Tem música que é assim, por mais que se queira livrar dela, não tem jeito, ela gruda igual chiclete. E aí não importa se o gênero musical é o que você curte, ela fica o dia inteiro em sua cabeça. Quem não lembra de “delícia, assim você me mata, ah! se eu te pego”? Com o livro também é assim, leitura acabada, pensa que ficou acomodado na prateleira da estante e, de repente, “sem mais nem porquê”, ele está de volta à sua mente.

Um que me pegou desse jeito foi Os anos, de Annie Ernaux, e não só pelas 87 músicas citadas na história. Uma resenhista o classificou (e gosto da rotulação dela) de biografia fotográfica, pelo recurso utilizado pela autora tendo como fio condutor da sua narração, fotos reunidas da infância à velhice, desfiando o passar dos seus anos pelas lembranças ali retratadas.

As mudanças de hábitos e costumes ocorridas a partir dos anos 40, quando ela nasceu, até os anos 2000, estão em sua narrativa. Para alguns, por não terem vivido o período, a história talvez não fizesse muito sentido, por não “casar” de imediato o que ela diz ao que se tem em mente. Ausubel explicou bem esse fenômeno, lá em meados dos anos mil e novecentos. Mas nada que uma consulta ao google ou aos bons tratados sociológicos não supra essa “deficiência” dos que não tiveram tempo de tomar o remédio recomendado por Nelson Rodrigues aos jovens, o envelhecer.

E por que esse se tornou pra mim um livro chiclete? Depois de sua lida, a minha “leitura do mundo” foi contagiada por ele. Os meus anos acabaram ganhando cores, a partir dos anos dela, ajudando a escrever o livro que todos temos em mente. E como apenas dez anos nos separam há uma interpenetração entre eles e me percebo misturando as nossas histórias.

As mudanças do tempo, da sociedade, os grandes acontecimentos, tudo isso impacta na vida das pessoas e hoje, mais do que em qualquer outra época, a repercussão é imediata com os favores da tecnologia. Pode parecer irreal aos mais jovens, mas houve uma época em que as programações de TV não eram transmitidas de imediato, em cadeia nacional. Isso fazia com que uma pessoa que morasse no Rio ou em São Paulo, soubesse mais cedo, por exemplo, o final de uma novela, passando a ter essa informação privilegiada em relação a outras partes do país. Bom? Ruim? “Só sei que era assim”.
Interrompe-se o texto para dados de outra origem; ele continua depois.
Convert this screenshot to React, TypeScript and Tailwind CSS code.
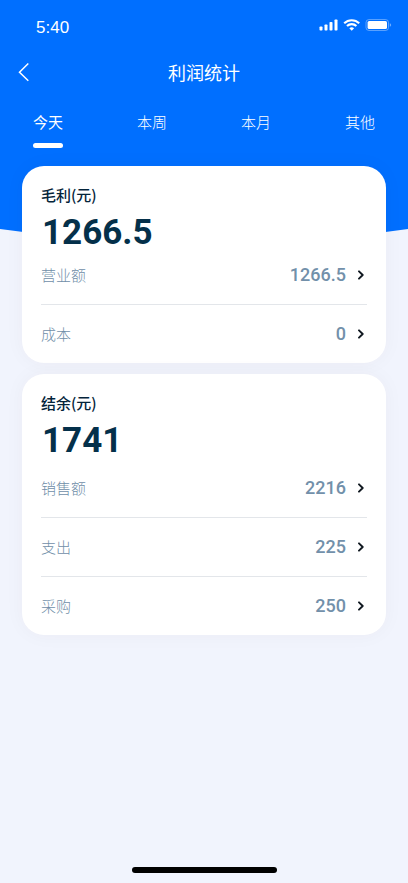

Ela observa também em Os anos a mudança no linguajar, e eu lembro bem, quando os vocabulários masculino e feminino eram diferentes. O termo sacanagem, hoje largamente utilizado tanto por meninos como meninas, já foi relacionado aos “catecismos” de Carlos Zéfiro e só fazia parte, ainda que proibido, da fala dos mancebos. Hoje, até a Bossa Nova é foda, não só no linguajar de Caetano, como no de Ludmila em sua canção Insônia.

Lembra que nos anos 70 ou 80 o futebol era tido como “coisa de homem”? O que se vê hoje nas mesas redondas que discutem os resultados da rodada? No mínimo meio a meio entre apresentadores e apresentadoras.

A leitura de Os anos me levou em busca de outras obras dela. Li e gostei muito de O acontecimento (há o filme na HBO) e O lugar. Um dia eu comento sobre eles. Por enquanto é bom pensar o quanto os anos de Annie me fizeram embarcar, de carona, na passagem dos meus anos. E que serão também os seus, é só ler o livro pra comprovar.